Debunked atom bomb book selling on Amazon
NEW YORK - The debunking of a book about the atomic bombing of Japan seems to have made it more popular.
As of Tuesday morning, Charles Pellegrino's "Last Train from Hiroshima" ranked No. 78 on Amazon.com . It was in the 200s on Monday when Henry Holt and Company, responding to questions raised by The Associated Press, halted publication.
While the book continues to sell on Amazon, Barnes and Noble Inc. said Tuesday it was pulling all its copies. Holt is no longer printing or shipping "Last Train," but said it was leaving the decision to retailers whether to sell existing books.
Film rights for the book, released in January, have been acquired by "Avatar" director James Cameron.

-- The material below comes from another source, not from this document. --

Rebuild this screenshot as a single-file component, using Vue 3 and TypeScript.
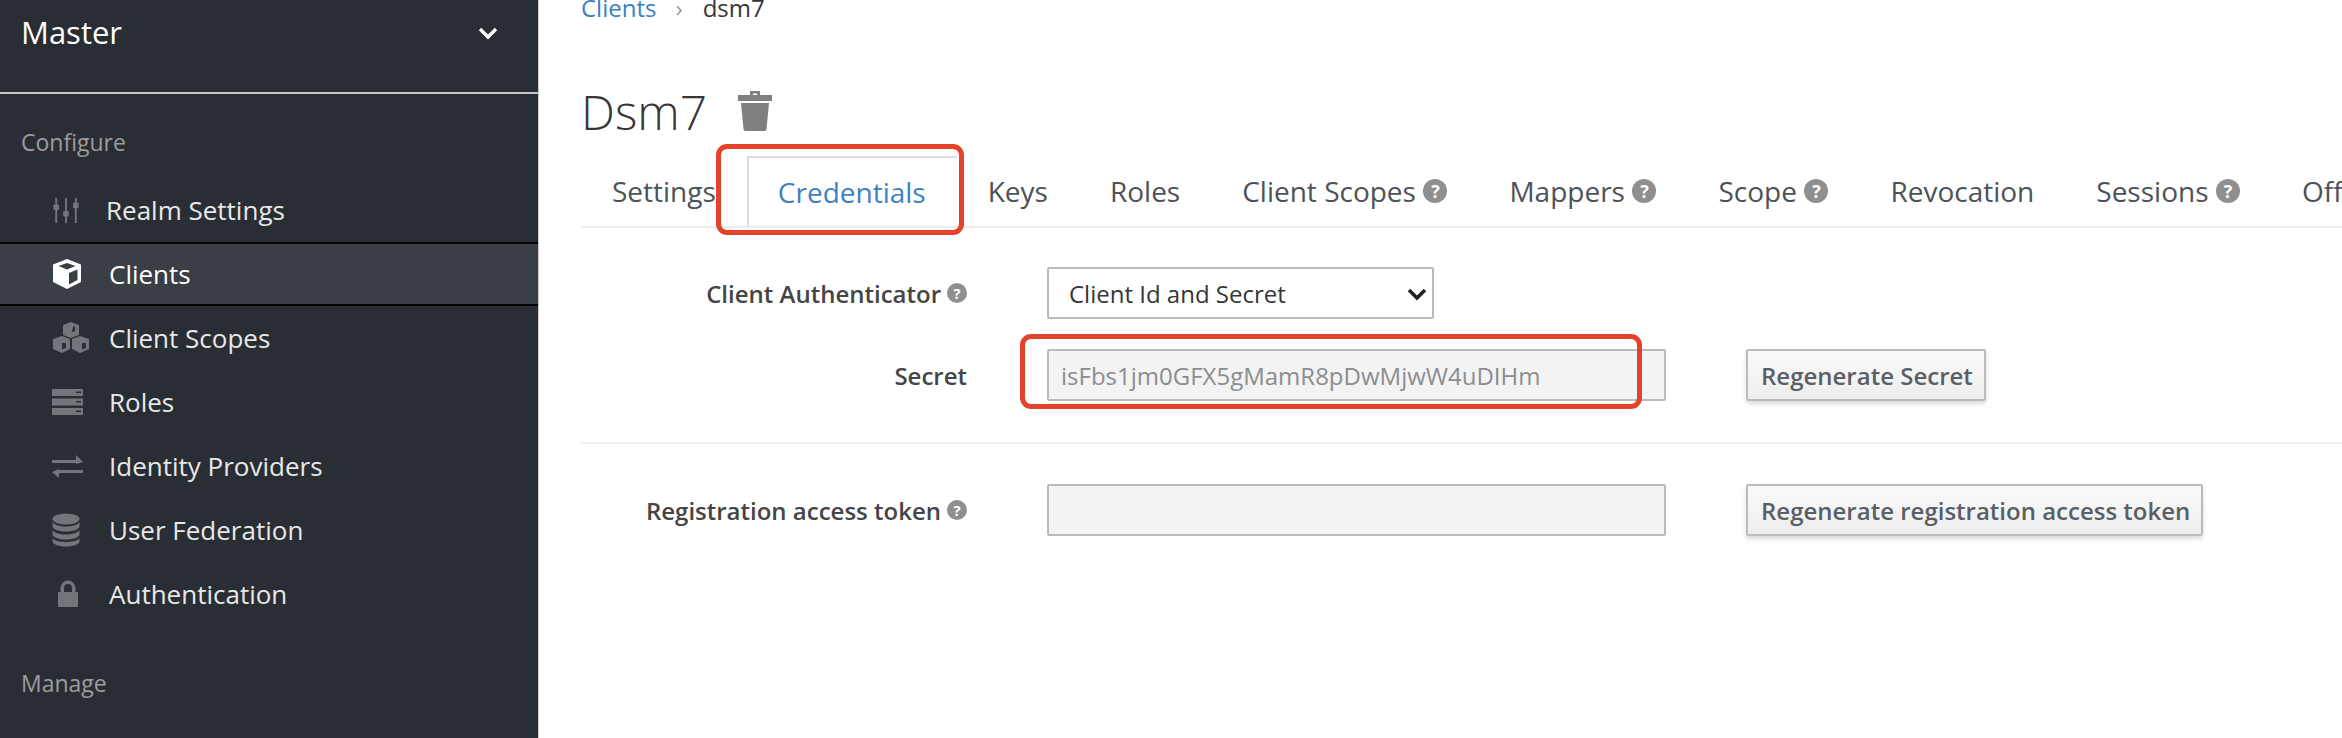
<script setup lang="ts">
interface NavItem { label: string; icon: string; active?: boolean }
const configure: NavItem[] = [
  { label: 'Realm Settings', icon: 'sliders' },
  { label: 'Clients', icon: 'cube', active: true },
  { label: 'Client Scopes', icon: 'cubes' },
  { label: 'Roles', icon: 'server' },
  { label: 'Identity Providers', icon: 'exchange' },
  { label: 'User Federation', icon: 'database' },
  { label: 'Authentication', icon: 'lock' },
]
const tabs = [
  { label: 'Settings' },
  { label: 'Credentials', active: true },
  { label: 'Keys' },
  { label: 'Roles' },
  { label: 'Client Scopes', help: true },
  { label: 'Mappers', help: true },
  { label: 'Scope', help: true },
  { label: 'Revocation' },
  { label: 'Sessions', help: true },
  { label: 'Offline Access', help: true },
]
</script>

<template>
  <div class="page">
    <aside class="sidebar">
      <div class="realm">
        <span class="realm-name">Master</span>
        <svg class="chev" viewBox="0 0 20 14" width="20" height="14"><path d="M2 3l8 8 8-8" fill="none" stroke="#fff" stroke-width="3.4" /></svg>
      </div>
      <div class="group-label first">Configure</div>
      <nav class="nav">
        <div v-for="item in configure" :key="item.label" class="nav-item" :class="{ active: item.active }">
          <span class="nav-icon">
            <svg v-if="item.icon === 'sliders'" viewBox="0 0 30 30" width="28" height="30" fill="currentColor">
              <rect x="3.500" y="2" width="2" height="27" /><rect x="14" y="2" width="2" height="27" /><rect x="24.500" y="2" width="2" height="27" />
              <rect x="1.500" y="9" width="6" height="6" rx="1" /><rect x="12" y="16" width="6" height="6" rx="1" /><rect x="22.500" y="7" width="6" height="6" rx="1" />
            </svg>
            <svg v-else-if="item.icon === 'cube'" viewBox="0 0 30 32" width="30" height="32" fill="#fff">
              <path d="M15 1L29 6.500V24L15 31 1 24V6.500zM15 5L6.500 8 15 11.500 23.500 8zM17 15V26.500L25.500 22V11.500z" fill-rule="evenodd" />
            </svg>
            <svg v-else-if="item.icon === 'cubes'" viewBox="0 0 38 34" width="38" height="34" fill="currentColor">
              <path d="M19 1l8 3v10l-8 3-8-3V4z" />
              <path d="M10 15l8 3v10l-8 4-9-4V18z" />
              <path d="M28 15l9 3v10l-9 4-8-4V18z" />
              <path d="M30 22h4v5l-4 1.500zM10 22h4v5l-4 1.500zM21 6l-1 5 3-1V5z" fill="#292e34" />
            </svg>
            <svg v-else-if="item.icon === 'server'" viewBox="0 0 32 28" width="32" height="28" fill="currentColor">
              <rect y="1" width="31" height="7" /><rect y="10.500" width="31" height="7" /><rect y="20" width="31" height="7" />
              <rect x="24" y="3.500" width="5" height="1.500" fill="#292e34" /><rect x="24" y="13" width="5" height="1.500" fill="#292e34" /><rect x="24" y="22.500" width="5" height="1.500" fill="#292e34" />
            </svg>
            <svg v-else-if="item.icon === 'exchange'" viewBox="0 0 32 26" width="32" height="26" fill="currentColor">
              <path d="M0 7h24V2l7 7-7 2v-1H0zM31 17H7v-1L0 19l7 6v-5h24z" />
            </svg>
            <svg v-else-if="item.icon === 'database'" viewBox="0 0 28 34" width="28" height="34" fill="currentColor">
              <ellipse cx="14" cy="6" rx="13.500" ry="5.500" />
              <path d="M.5 9c2 3 7 4.500 13.500 4.500S25.500 12 27.500 9v5c-2 3-7 4.500-13.500 4.500S2.500 17 .5 14zM.5 17c2 3 7 4.500 13.500 4.500S25.500 20 27.500 17v5c-2 3-7 4.500-13.500 4.500S2.500 25 .5 22zM.5 25c2 3 7 4 13.500 4s11.500-1 13.500-4v4c-2 3-7 4.500-13.500 4.500S2.500 32 .5 29z" />
            </svg>
            <svg v-else class="lock" viewBox="0 0 22 28" width="22" height="28" fill="currentColor">
              <path d="M1 12h2.500V8a7.500 7.500 0 0 1 15 0v4H21v15H1zM7 12h8V8a4 4 0 0 0-8 0z" fill-rule="evenodd" />
            </svg>
          </span>
          <span class="nav-label" :class="{ tight: item.icon === 'sliders' }">{{ item.label }}</span>
        </div>
      </nav>
      <div class="group-label manage">Manage</div>
    </aside>

    <main class="main">
      <div class="crumbs">
        <span class="crumb-link">Clients</span>
        <span class="crumb-sep">›</span>
        <span class="crumb-cur">dsm7</span>
      </div>
      <div class="title-row">
        <h1 class="title">Dsm7</h1>
        <svg class="trash" viewBox="0 0 34 40" width="34" height="40" fill="#7f7f7f">
          <path d="M12 0h10v4h12v6H0V4h12zM15 2.500V4h4V2.500z" fill-rule="evenodd" />
          <path d="M3 12h28l-2.500 26a2 2 0 0 1-2 2h-19a2 2 0 0 1-2-2z" />
        </svg>
      </div>
      <div class="tabs">
        <div v-for="t in tabs" :key="t.label" class="tab" :class="{ active: t.active }">
          <span>{{ t.label }}</span>
          <span v-if="t.help" class="help">?</span>
        </div>
      </div>

      <form class="form" @submit.prevent>
        <div class="row">
          <label class="lbl">Client Authenticator <span class="help small">?</span></label>
          <div class="select-wrap">
            <select class="ctl select">
              <option>Client Id and Secret</option>
            </select>
            <svg class="select-arrow" viewBox="0 0 20 14" width="20" height="14"><path d="M2 3l8 8 8-8" fill="none" stroke="#222" stroke-width="3.600" /></svg>
          </div>
        </div>
        <div class="row second">
          <label class="lbl">Secret</label>
          <input class="ctl input" readonly value="isFbs1jm0GFX5gMamR8pDwMjwW4uDIHm" />
          <button class="btn" type="button">Regenerate Secret</button>
        </div>
        <div class="rule"></div>
        <div class="row">
          <label class="lbl">Registration access token <span class="help small">?</span></label>
          <input class="ctl input" readonly value="" />
          <button class="btn" type="button">Regenerate registration access token</button>
        </div>
      </form>
    </main>

    <div class="mark mark-tab"></div>
    <div class="mark mark-secret"></div>
  </div>
</template>

<style>
html, body { margin: 0; background: #fff; overflow: hidden; }
</style>

<style scoped>
.page {
  position: relative;
  display: flex;
  width: 2342px;
  height: 738px;
  overflow: hidden;
  background: #fff;
  font-family: "Open Sans", "Noto Sans", sans-serif;
  color: #363636;
}
.sidebar {
  width: 539px;
  flex: none;
  box-sizing: border-box;
  background: #292e34;
  border-right: 1px solid #c9c9c9;
  color: #f0f0f0;
}
.realm {
  height: 94px;
  box-sizing: border-box;
  display: flex;
  justify-content: space-between;
  padding: 10px 40px 0 21px;
  border-bottom: 2px solid #c4c4c4;
}
.realm-name { font-size: 31px; line-height: 44px; color: #fff; }
.chev { margin-top: 16px; }
.group-label { font-size: 23px; line-height: 32px; color: #9c9c9c; padding-left: 21px; }
.first { margin-top: 32px; }
.nav { margin-top: 20px; }
.nav-item {
  display: flex;
  align-items: center;
  height: 64px;
  box-sizing: border-box;
  padding-left: 52px;
  font-size: 26px;
  color: #e8e8e8;
  border-top: 2px solid transparent;
  border-bottom: 2px solid transparent;
}
.nav-item.active {
  background: #393f44;
  border-color: #030303;
  color: #fff;
}
.nav-icon {
  width: 57px;
  flex: none;
  display: flex;
  color: #72767b;
}
.lock { margin-left: 5px; }
.nav-label.tight { margin-left: -3px; }
.manage { margin-top: 41px; }

.main { flex: 1; min-width: 0; padding-left: 42px; }
.crumbs {
  height: 16px;
  display: flex;
  align-items: center;
  font-size: 24px;
  line-height: 16px;
  color: #363636;
}
.crumb-link { color: #3a7fc1; }
.crumb-sep { color: #9c9c9c; margin: 0 20px 0 19px; }
.title-row { display: flex; align-items: center; gap: 31px; margin-top: 70px; height: 52px; }
.title { margin: 0; font-size: 48px; font-weight: 300; line-height: 52px; color: #363636; }
.trash { margin-top: -2px; }
.tabs {
  display: flex;
  margin-top: 18px;
  height: 70px;
  border-bottom: 2px solid #ececec;
  white-space: nowrap;
  width: 1900px;
}
.tab {
  display: flex;
  align-items: center;
  gap: 7.5px;
  padding: 0 31px;
  font-size: 28px;
  color: #4d5258;
  box-sizing: border-box;
  height: 70px;
}
.tab.active {
  color: #3f7fc4;
  background: #fff;
  border-top: 2px solid #dcdcdc;
  border-left: 2px solid #dcdcdc;
  padding: 0 31px 0 29px;
}
.help {
  display: inline-flex;
  align-items: center;
  justify-content: center;
  width: 24px;
  height: 24px;
  border-radius: 50%;
  background: #8f8f8f;
  color: #fff;
  font-size: 18px;
  font-weight: 700;
  line-height: 1;
}
.help.small { width: 20px; height: 20px; font-size: 15px; margin-left: 2px; }

.form { width: 1761px; margin-top: 39px; }
.row { display: flex; align-items: center; height: 52px; }
.second { margin-top: 30px; }
.lbl {
  width: 386px;
  flex: none;
  text-align: right;
  font-size: 24px;
  font-weight: 600;
  color: #454545;
  white-space: nowrap;
  display: flex;
  justify-content: flex-end;
  align-items: center;
  gap: 4px;
}
.ctl {
  box-sizing: border-box;
  height: 52px;
  border: 2px solid #bbb;
  border-radius: 2px;
  font-family: inherit;
  font-size: 24px;
  color: #363636;
  margin: 0;
}
.select-wrap { position: relative; margin-left: 80px; display: flex; }
.select { width: 387px; background: #fff; padding: 0 20px; appearance: none; }
.select-arrow { position: absolute; right: 7px; top: 20px; }
.input { width: 619px; margin-left: 80px; background: #f3f3f3; color: #8b8d8f; padding: 0 12px; outline: none; }
.btn {
  margin-left: 80px;
  height: 52px;
  box-sizing: border-box;
  padding: 0 11px 0 13px;
  border: 2px solid #bbb;
  border-radius: 2px;
  background: linear-gradient(#fafafa, #ededed);
  box-shadow: 0 3px 4px rgba(0, 0, 0, 0.14);
  font-family: inherit;
  font-size: 24px;
  font-weight: 600;
  color: #5a5f65;
  white-space: nowrap;
}
.rule { height: 2px; background: #efefef; margin: 41px 0 40px; width: 1800px; }

.mark {
  position: absolute;
  box-sizing: border-box;
  border: 5px solid #e5422b;
  border-radius: 11px;
  pointer-events: none;
}
.mark-tab { left: 716px; top: 144px; width: 248px; height: 91px; }
.mark-secret { left: 1020px; top: 334px; width: 622px; height: 75px; }
</style>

Pellegrino served as an adviser for "Avatar," the box-office champ that has been nominated for nine Academy Awards.
According to Nielsen BookScan, which tracks around 75 percent of industry sales, Pellegrino's book has sold 7,000 copies, including 1,000 in the week leading up to Monday's announcement. Pellegrino acknowledged a week and a half ago that he had been misled by a source who claimed to have flown on a plane accompanying the Enola Gay, from which an atom bomb was dropped on Hiroshima in 1945. He apologized and promised to correct the text.
When first released, "The Last Train from Hiroshima" received high praise from The New York Times' Dwight Garner, who called it a "sober and authoritative new book" and a "gleaming, popular wartime history." Pellegrino first acknowledged flaws in the book when he told the Times last month that he had been misled by Joseph Fuoco, who had claimed he was a last-minute replacement for flight engineer James R. Corliss.
"Charlie's faulty source clearly used elaborate deception to create a false account," Cameron said in an e-mail to the AP.
But the AP raised additional questions, including one about the existence of a Father Mattias (the first name is not given), who supposedly lived in Hiroshima at the time of the bombing and committed suicide, and John MacQuitty, identified as a Jesuit scholar who presided over Mattias' funeral. Holt said Monday that Pellegrino did not offer a satisfactory answer.
Pellegrino, in an e-mail sent to the AP on Monday night, said he had used pseudonyms to protect the identity of the men.
Holt publicist Nicole Dewey declined comment Monday on whether "Last Train" had been fact-checked. Publishers traditionally review manuscripts for possible legal problems, but have resisted calls to fact-check nonfiction works, saying the process is too expensive and time-consuming.
The author also responded to questions about his education. Pellegrino's Web site, http://www.charlespellegrino.com
, lists him as having a Ph.D. from Victoria University of Wellington, New Zealand. The school said it has no such record. Pellegrino said that his degree was revoked over a dispute on evolutionary theory.
Pellegrino's Web site also says he was a "founding member" of the Challenger Center for Space Science Education, an organization started soon after the 1986 shuttle tragedy. Center spokesman Rob Cork said Tuesday that Pellegrino has never served on the board of directors and that there is no record of his giving money.
"Now, we have been in existence for nearly 24 years, and we do have nearly 50 Challenger Learning Center locations around the world, and he may have made a donation at some point," Cork said.
Cameron wrote introductions for Pellegrino's "Ghosts of the Titanic," published in 2000, and for the controversial 2007 release "The Jesus Family Tomb," co-authored by Pellegrino and strongly questioned by scholars for its assertion that a tomb discovered in Jerusalem contained the remains of Jesus and possible family members.
"All I know is that Charlie would not fabricate, so there must be a reason for the misunderstanding," Cameron said.
Cameron said he does not have a shooting script for the Hiroshima film project and "no decision has been made to proceed in the short term." He added that his decision about the project would not be influenced "by the issue of a single flawed source," and when he does move forward, he "would be a fool to ignore the rich vein of eyewitness testimony, so painstakingly gathered, that exists in 'Last Train from Hiroshima.'"
Pellegrino, 56, has also written science fiction and magazine articles. A piece he wrote for Omni magazine in 1985 is widely credited as an early examination of whether the DNA of flies preserved from prehistoric times might include information about dinosaurs, a theory amplified in Michael Crichton's "Jurassic Park."